EXERCISE GOAL — Omit all images, then return the remaining material exactly as it stands.

INFORMATION SUPPLIED —
● ● ●
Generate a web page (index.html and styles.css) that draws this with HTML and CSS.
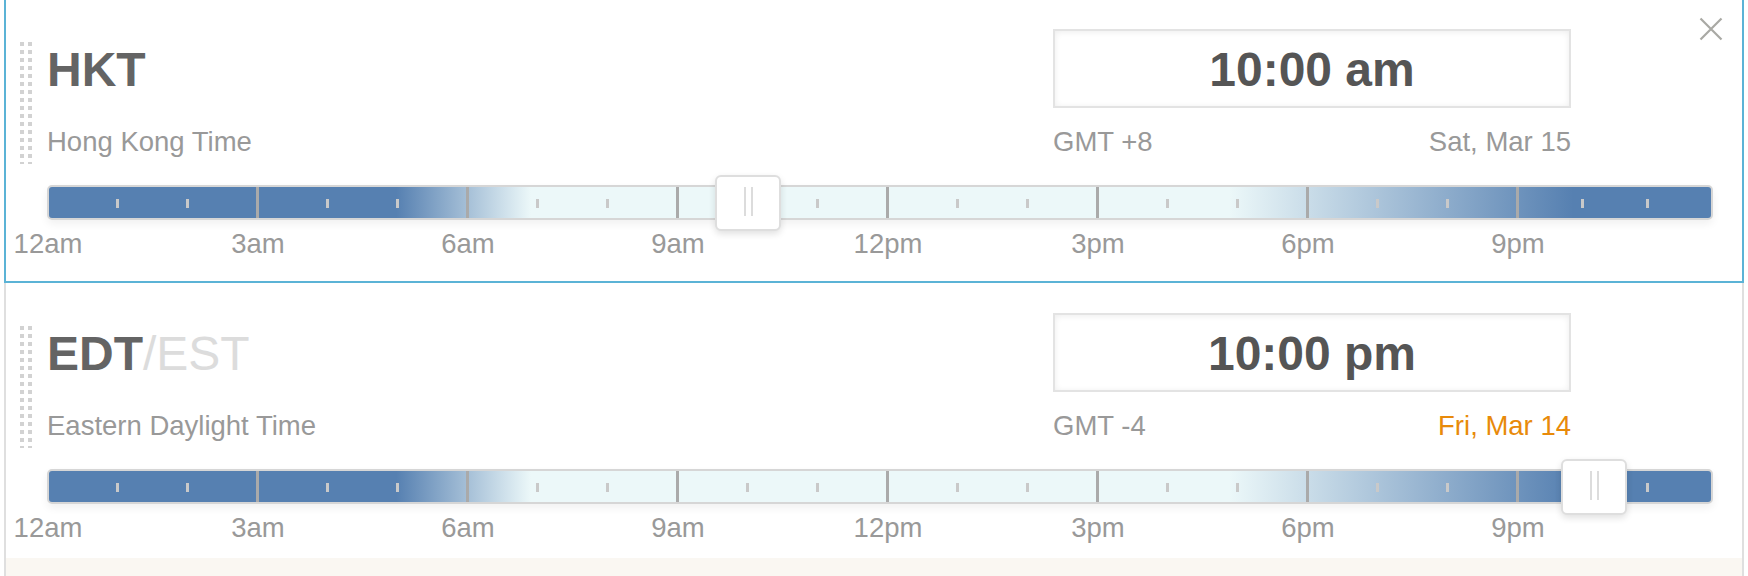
FILE: index.html
```html
<!DOCTYPE html>
<html lang="en">
  <head>
    <meta charset="UTF-8" />
    <meta name="viewport" content="width=device-width, initial-scale=1.0" />
    <title>Time Zones</title>
    <link rel="stylesheet" href="styles.css">
  </head>
  <body>
    <div class="zones">
      <div class="zone active">
        <div class="close">
          <svg viewBox="0 0 24 24" width="24" height="24"><path d="M1.5 1.5 L22.5 22.5 M22.5 1.5 L1.5 22.5" /></svg>
        </div>
        <div class="head">
          <div class="grip"></div>
          <div class="info">
            <div class="abbr">HKT</div>
            <div class="name">Hong Kong Time</div>
          </div>
          <div class="when">
            <div class="time">10:00 am</div>
            <div class="meta"><span>GMT +8</span><span>Sat, Mar 15</span></div>
          </div>
        </div>
        <div class="bar">
          <div class="seg"><i></i><i></i></div>
          <div class="seg"><i></i><i></i></div>
          <div class="seg"><i></i><i></i></div>
          <div class="seg"><i></i><i></i></div>
          <div class="seg"><i></i><i></i></div>
          <div class="seg"><i></i><i></i></div>
          <div class="seg"><i></i><i></i></div>
          <div class="seg end"><i></i><i></i></div>
          <div class="thumb" style="left: 666px"><i></i><i></i></div>
        </div>
        <div class="hours">
          <div><span>12am</span></div>
          <div><span>3am</span></div>
          <div><span>6am</span></div>
          <div><span>9am</span></div>
          <div><span>12pm</span></div>
          <div><span>3pm</span></div>
          <div><span>6pm</span></div>
          <div><span>9pm</span></div>
        </div>
      </div>

      <div class="zone">
        <div class="head">
          <div class="grip"></div>
          <div class="info">
            <div class="abbr">EDT<span class="alt">/EST</span></div>
            <div class="name">Eastern Daylight Time</div>
          </div>
          <div class="when">
            <div class="time">10:00 pm</div>
            <div class="meta"><span>GMT -4</span><span class="prev">Fri, Mar 14</span></div>
          </div>
        </div>
        <div class="bar">
          <div class="seg"><i></i><i></i></div>
          <div class="seg"><i></i><i></i></div>
          <div class="seg"><i></i><i></i></div>
          <div class="seg"><i></i><i></i></div>
          <div class="seg"><i></i><i></i></div>
          <div class="seg"><i></i><i></i></div>
          <div class="seg"><i></i><i></i></div>
          <div class="seg end"><i></i><i></i></div>
          <div class="thumb" style="left: 1512px"><i></i><i></i></div>
        </div>
        <div class="hours">
          <div><span>12am</span></div>
          <div><span>3am</span></div>
          <div><span>6am</span></div>
          <div><span>9am</span></div>
          <div><span>12pm</span></div>
          <div><span>3pm</span></div>
          <div><span>6pm</span></div>
          <div><span>9pm</span></div>
        </div>
      </div>

      <div class="zone-add"></div>
    </div>
  </body>
</html>
```

FILE: styles.css
```css
* {
  box-sizing: border-box;
}
body {
  margin: 0;
  background: #fff;
  font-family: "Liberation Sans", Arial, sans-serif;
  overflow: hidden;
}
.zones {
  margin: -2px 4px 0 4px;
}
.zone {
  position: relative;
  border-left: 2px solid #dfdfdf;
  border-right: 2px solid #dfdfdf;
  padding: 30px 0 14.5px 0;
  background: #fff;
}
.zone.active {
  border: 2px solid #5bb3d6;
  padding: 29px 0 21.5px 0;
}
.close {
  position: absolute;
  top: 17px;
  right: 19px;
  width: 24px;
  height: 24px;
}
.close svg {
  display: block;
}
.close path {
  stroke: #a9a9a4;
  stroke-width: 2.2;
  fill: none;
}
.head {
  display: flex;
  align-items: flex-start;
  padding: 0 171px 0 14px;
}
.grip {
  width: 12px;
  height: 122px;
  margin-top: 13px;
  background-color: #d2d2d2;
  background-image: linear-gradient(to right, transparent 4px, #fff 4px),
    linear-gradient(to bottom, transparent 4px, #fff 4px);
  background-size: 8px 8px;
}
.info {
  flex: 1;
  margin: 13px 0 0 15px;
}
.abbr {
  font-size: 48px;
  line-height: 56px;
  font-weight: bold;
  color: #646464;
}
.abbr .alt {
  font-weight: normal;
  color: #dcdcdc;
}
.name {
  margin-top: 28px;
  font-size: 27.5px;
  line-height: 32px;
  color: #999;
}
.when {
  width: 518px;
}
.time {
  height: 79px;
  border: 2px solid #e3e3e3;
  box-shadow: inset 0 1px 6px rgba(0, 0, 0, 0.08);
  padding-top: 3px;
  font-size: 48px;
  line-height: 72px;
  font-weight: bold;
  color: #555;
  text-align: center;
}
.meta {
  display: flex;
  justify-content: space-between;
  margin-top: 18px;
  font-size: 27.5px;
  line-height: 32px;
  color: #999;
}
.meta .prev {
  color: #e88a0a;
}
.bar {
  position: relative;
  display: flex;
  height: 35px;
  margin: 21px 29px 0 41px;
  border: 2px solid #d6d6d6;
  border-radius: 5px;
  box-shadow: 0 4px 8px rgba(0, 0, 0, 0.06);
  background: linear-gradient(to right,
    #5680b1 0%, #5680b1 20.9%, #ecf8f9 29%,
    #ecf8f9 71%, #5680b1 91.7%, #5680b1 100%);
}
.seg {
  flex: none;
  width: 210px;
  border-right: 3px solid #aaa;
  display: flex;
  justify-content: space-evenly;
  align-items: flex-start;
  padding-top: 12px;
}
.seg.end {
  flex: 1;
  width: auto;
  border-right: none;
}
.seg i {
  width: 3px;
  height: 9px;
  background: #c9c9c9;
}
.thumb {
  position: absolute;
  top: -12px;
  width: 66px;
  height: 56px;
  border: 2px solid #dedede;
  border-radius: 6px;
  background: #fff;
  box-shadow: 0 3px 7px rgba(0, 0, 0, 0.12);
  display: flex;
  justify-content: center;
  gap: 5px;
  padding-top: 10px;
}
.thumb i {
  width: 2px;
  height: 29px;
  background: #dcdcdc;
}
.hours {
  display: flex;
  margin: 7.5px 0 0 42px;
  font-size: 27.5px;
  line-height: 32px;
  color: #999;
}
.hours div {
  flex: none;
  width: 210px;
}
.hours span {
  display: inline-block;
  transform: translateX(-50%);
}
.zone-add {
  height: 60px;
  background: #faf7f2;
  border-left: 2px solid #dfdfdf;
  border-right: 2px solid #dfdfdf;
}
```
● ● ●
EXERCISE RESPONSE —
Generate a web page (index.html and styles.css) that draws this with HTML and CSS.
FILE: index.html
```html
<!DOCTYPE html>
<html lang="en">
  <head>
    <meta charset="UTF-8" />
    <meta name="viewport" content="width=device-width, initial-scale=1.0" />
    <title>Time Zones</title>
    <link rel="stylesheet" href="styles.css">
  </head>
  <body>
    <div class="zones">
      <div class="zone active">
        <div class="close">
          <svg viewBox="0 0 24 24" width="24" height="24"><path d="M1.5 1.5 L22.5 22.5 M22.5 1.5 L1.5 22.5" /></svg>
        </div>
        <div class="head">
          <div class="grip"></div>
          <div class="info">
            <div class="abbr">HKT</div>
            <div class="name">Hong Kong Time</div>
          </div>
          <div class="when">
            <div class="time">10:00 am</div>
            <div class="meta"><span>GMT +8</span><span>Sat, Mar 15</span></div>
          </div>
        </div>
        <div class="bar">
          <div class="seg"><i></i><i></i></div>
          <div class="seg"><i></i><i></i></div>
          <div class="seg"><i></i><i></i></div>
          <div class="seg"><i></i><i></i></div>
          <div class="seg"><i></i><i></i></div>
          <div class="seg"><i></i><i></i></div>
          <div class="seg"><i></i><i></i></div>
          <div class="seg end"><i></i><i></i></div>
          <div class="thumb" style="left: 666px"><i></i><i></i></div>
        </div>
        <div class="hours">
          <div><span>12am</span></div>
          <div><span>3am</span></div>
          <div><span>6am</span></div>
          <div><span>9am</span></div>
          <div><span>12pm</span></div>
          <div><span>3pm</span></div>
          <div><span>6pm</span></div>
          <div><span>9pm</span></div>
        </div>
      </div>

      <div class="zone">
        <div class="head">
          <div class="grip"></div>
          <div class="info">
            <div class="abbr">EDT<span class="alt">/EST</span></div>
            <div class="name">Eastern Daylight Time</div>
          </div>
          <div class="when">
            <div class="time">10:00 pm</div>
            <div class="meta"><span>GMT -4</span><span class="prev">Fri, Mar 14</span></div>
          </div>
        </div>
        <div class="bar">
          <div class="seg"><i></i><i></i></div>
          <div class="seg"><i></i><i></i></div>
          <div class="seg"><i></i><i></i></div>
          <div class="seg"><i></i><i></i></div>
          <div class="seg"><i></i><i></i></div>
          <div class="seg"><i></i><i></i></div>
          <div class="seg"><i></i><i></i></div>
          <div class="seg end"><i></i><i></i></div>
          <div class="thumb" style="left: 1512px"><i></i><i></i></div>
        </div>
        <div class="hours">
          <div><span>12am</span></div>
          <div><span>3am</span></div>
          <div><span>6am</span></div>
          <div><span>9am</span></div>
          <div><span>12pm</span></div>
          <div><span>3pm</span></div>
          <div><span>6pm</span></div>
          <div><span>9pm</span></div>
        </div>
      </div>

      <div class="zone-add"></div>
    </div>
  </body>
</html>
```

FILE: styles.css
```css
* {
  box-sizing: border-box;
}
body {
  margin: 0;
  background: #fff;
  font-family: "Liberation Sans", Arial, sans-serif;
  overflow: hidden;
}
.zones {
  margin: -2px 4px 0 4px;
}
.zone {
  position: relative;
  border-left: 2px solid #dfdfdf;
  border-right: 2px solid #dfdfdf;
  padding: 30px 0 14.5px 0;
  background: #fff;
}
.zone.active {
  border: 2px solid #5bb3d6;
  padding: 29px 0 21.5px 0;
}
.close {
  position: absolute;
  top: 17px;
  right: 19px;
  width: 24px;
  height: 24px;
}
.close svg {
  display: block;
}
.close path {
  stroke: #a9a9a4;
  stroke-width: 2.2;
  fill: none;
}
.head {
  display: flex;
  align-items: flex-start;
  padding: 0 171px 0 14px;
}
.grip {
  width: 12px;
  height: 122px;
  margin-top: 13px;
  background-color: #d2d2d2;
  background-image: linear-gradient(to right, transparent 4px, #fff 4px),
    linear-gradient(to bottom, transparent 4px, #fff 4px);
  background-size: 8px 8px;
}
.info {
  flex: 1;
  margin: 13px 0 0 15px;
}
.abbr {
  font-size: 48px;
  line-height: 56px;
  font-weight: bold;
  color: #646464;
}
.abbr .alt {
  font-weight: normal;
  color: #dcdcdc;
}
.name {
  margin-top: 28px;
  font-size: 27.5px;
  line-height: 32px;
  color: #999;
}
.when {
  width: 518px;
}
.time {
  height: 79px;
  border: 2px solid #e3e3e3;
  box-shadow: inset 0 1px 6px rgba(0, 0, 0, 0.08);
  padding-top: 3px;
  font-size: 48px;
  line-height: 72px;
  font-weight: bold;
  color: #555;
  text-align: center;
}
.meta {
  display: flex;
  justify-content: space-between;
  margin-top: 18px;
  font-size: 27.5px;
  line-height: 32px;
  color: #999;
}
.meta .prev {
  color: #e88a0a;
}
.bar {
  position: relative;
  display: flex;
  height: 35px;
  margin: 21px 29px 0 41px;
  border: 2px solid #d6d6d6;
  border-radius: 5px;
  box-shadow: 0 4px 8px rgba(0, 0, 0, 0.06);
  background: linear-gradient(to right,
    #5680b1 0%, #5680b1 20.9%, #ecf8f9 29%,
    #ecf8f9 71%, #5680b1 91.7%, #5680b1 100%);
}
.seg {
  flex: none;
  width: 210px;
  border-right: 3px solid #aaa;
  display: flex;
  justify-content: space-evenly;
  align-items: flex-start;
  padding-top: 12px;
}
.seg.end {
  flex: 1;
  width: auto;
  border-right: none;
}
.seg i {
  width: 3px;
  height: 9px;
  background: #c9c9c9;
}
.thumb {
  position: absolute;
  top: -12px;
  width: 66px;
  height: 56px;
  border: 2px solid #dedede;
  border-radius: 6px;
  background: #fff;
  box-shadow: 0 3px 7px rgba(0, 0, 0, 0.12);
  display: flex;
  justify-content: center;
  gap: 5px;
  padding-top: 10px;
}
.thumb i {
  width: 2px;
  height: 29px;
  background: #dcdcdc;
}
.hours {
  display: flex;
  margin: 7.5px 0 0 42px;
  font-size: 27.5px;
  line-height: 32px;
  color: #999;
}
.hours div {
  flex: none;
  width: 210px;
}
.hours span {
  display: inline-block;
  transform: translateX(-50%);
}
.zone-add {
  height: 60px;
  background: #faf7f2;
  border-left: 2px solid #dfdfdf;
  border-right: 2px solid #dfdfdf;
}
```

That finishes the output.